On the Generic Insecurity of the Full Domain Hash

The Full-Domain Hash (FDH) signature scheme [3] forms one the most basic usages of random oracles. It works with a family F of trapdoor permutations (TDP), where the signature of m is computed as f−1(h(m)) (here f ∈R F and h is modelled as a random oracle). It is known to be existentially unforgeable for any TDP family F [3], although a much tighter security reduction is known for a restrictive class of TDP’s [10, 14] — namely, those induced by a family of claw-free permutations (CFP) pairs. The latter result was shown [11] to match the best possible “black-box” security reduction in the random oracle model, irrespective of the TDP family F (e.g., RSA) one might use.

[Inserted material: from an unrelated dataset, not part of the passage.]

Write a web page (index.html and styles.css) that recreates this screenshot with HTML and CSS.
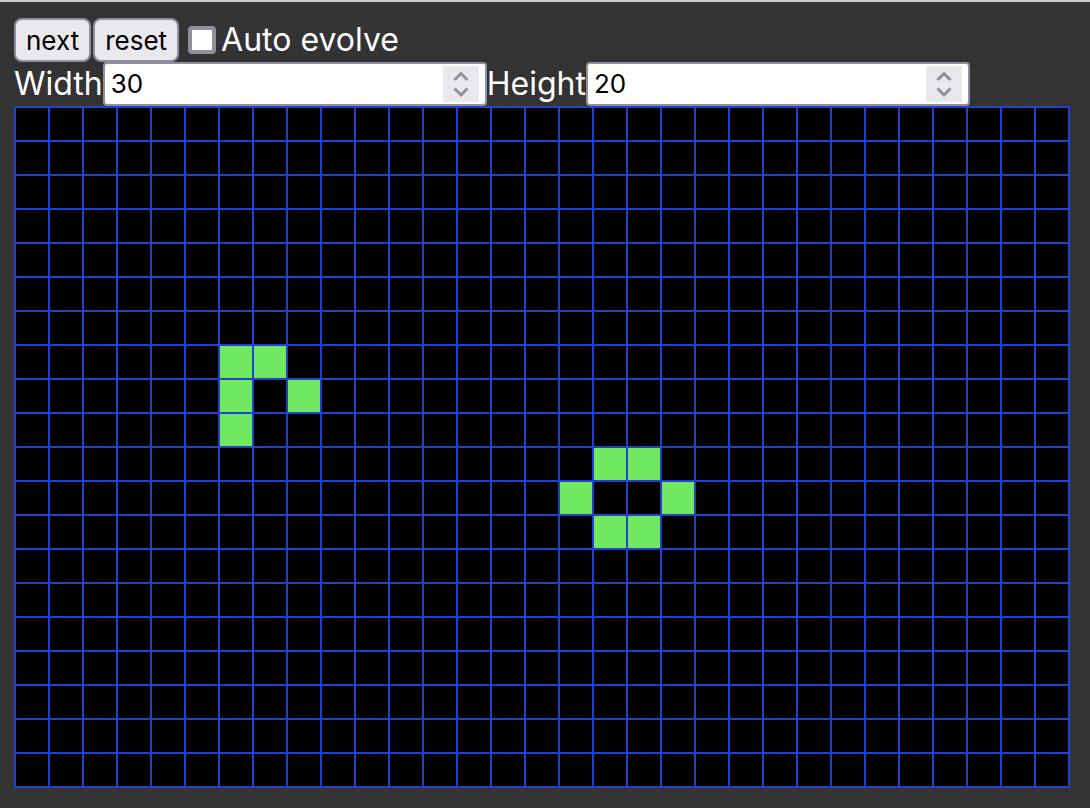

In this work we investigate the question if it is possible to instantiate the random oracle h with a “real” family of hash functions H such that the corresponding schemes can be proven secure in the standard model, under some natural assumption on the family F . Our main result rules out the existence of such instantiations for any assumption on F which (1) is satisfied by a family of random permutations; and (2) does not allow the attacker to invert f ∈R F on an a-priori unbounded number of points. Moreover, this holds even if the choice ofH can arbitrarily depend on f . As an immediate corollary, we rule out instantiating FDH based on general claw-free permutations, which shows that in order to prove the security of FDH in the standard model one must utilize significantly more structure on F than what is sufficient for the best proof of security in the random oracle model.